DATA BLOCK:
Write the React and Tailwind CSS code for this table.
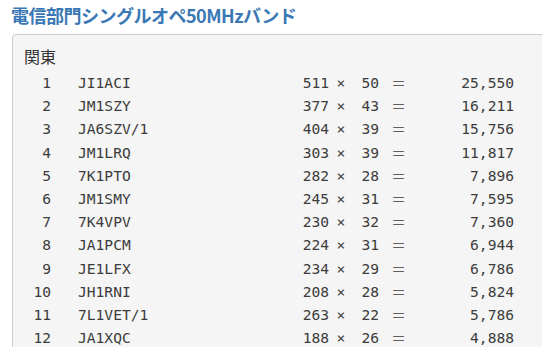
const rows = [
  [1, "JI1ACI", 511, 50, "25,550"],
  [2, "JM1SZY", 377, 43, "16,211"],
  [3, "JA6SZV/1", 404, 39, "15,756"],
  [4, "JM1LRQ", 303, 39, "11,817"],
  [5, "7K1PTO", 282, 28, "7,896"],
  [6, "JM1SMY", 245, 31, "7,595"],
  [7, "7K4VPV", 230, 32, "7,360"],
  [8, "JA1PCM", 224, 31, "6,944"],
  [9, "JE1LFX", 234, 29, "6,786"],
  [10, "JH1RNI", 208, 28, "5,824"],
  [11, "7L1VET/1", 263, 22, "5,786"],
  [12, "JA1XQC", 188, 26, "4,888"],
];

export default function App() {
  return (
    <div className="w-[542px] h-[347px] overflow-hidden bg-white font-['Noto_Sans_CJK_JP',sans-serif]">
      <h1 className="pl-[11px] pt-[2px] text-[18px] leading-[26px] font-bold text-[#3a78b5] tracking-[-0.5px]">
        電信部門シングルオペ50MHzバンド
      </h1>
      <div className="mt-[6px] ml-[12px] w-[560px] h-[400px] rounded-[4px] border border-[#cccccc] bg-[#f5f5f5] pl-[11px] pt-[9px]">
        <div className="text-[16px] leading-[24px] text-[#333]">関東</div>
        <div className="mt-[3px] font-['DejaVu_Sans_Mono',monospace] text-[14.6px] leading-[23.2px] text-[#3c3c3c]">
          {rows.map(([rank, call, a, b, total]) => (
            <div key={rank} className="flex">
              <span className="w-[27px] text-right">{rank}</span>
              <span className="ml-[27px] w-[224px]">{call}</span>
              <span className="w-[27px] text-right">{a}</span>
              <span className="w-[24px] text-center">×</span>
              <span className="w-[26px] text-right">{b}</span>
              <span className="w-[39px] text-center font-['Noto_Sans_CJK_JP',sans-serif] font-light">＝</span>
              <span className="w-[96px] text-right">{total}</span>
            </div>
          ))}
        </div>
      </div>
    </div>
  );
}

OBJECTIVE:
Repeat the full listing above exactly, with no pictures in the copy.

OUTPUT BELOW:
Write the React and Tailwind CSS code for this table.
const rows = [
  [1, "JI1ACI", 511, 50, "25,550"],
  [2, "JM1SZY", 377, 43, "16,211"],
  [3, "JA6SZV/1", 404, 39, "15,756"],
  [4, "JM1LRQ", 303, 39, "11,817"],
  [5, "7K1PTO", 282, 28, "7,896"],
  [6, "JM1SMY", 245, 31, "7,595"],
  [7, "7K4VPV", 230, 32, "7,360"],
  [8, "JA1PCM", 224, 31, "6,944"],
  [9, "JE1LFX", 234, 29, "6,786"],
  [10, "JH1RNI", 208, 28, "5,824"],
  [11, "7L1VET/1", 263, 22, "5,786"],
  [12, "JA1XQC", 188, 26, "4,888"],
];

export default function App() {
  return (
    <div className="w-[542px] h-[347px] overflow-hidden bg-white font-['Noto_Sans_CJK_JP',sans-serif]">
      <h1 className="pl-[11px] pt-[2px] text-[18px] leading-[26px] font-bold text-[#3a78b5] tracking-[-0.5px]">
        電信部門シングルオペ50MHzバンド
      </h1>
      <div className="mt-[6px] ml-[12px] w-[560px] h-[400px] rounded-[4px] border border-[#cccccc] bg-[#f5f5f5] pl-[11px] pt-[9px]">
        <div className="text-[16px] leading-[24px] text-[#333]">関東</div>
        <div className="mt-[3px] font-['DejaVu_Sans_Mono',monospace] text-[14.6px] leading-[23.2px] text-[#3c3c3c]">
          {rows.map(([rank, call, a, b, total]) => (
            <div key={rank} className="flex">
              <span className="w-[27px] text-right">{rank}</span>
              <span className="ml-[27px] w-[224px]">{call}</span>
              <span className="w-[27px] text-right">{a}</span>
              <span className="w-[24px] text-center">×</span>
              <span className="w-[26px] text-right">{b}</span>
              <span className="w-[39px] text-center font-['Noto_Sans_CJK_JP',sans-serif] font-light">＝</span>
              <span className="w-[96px] text-right">{total}</span>
            </div>
          ))}
        </div>
      </div>
    </div>
  );
}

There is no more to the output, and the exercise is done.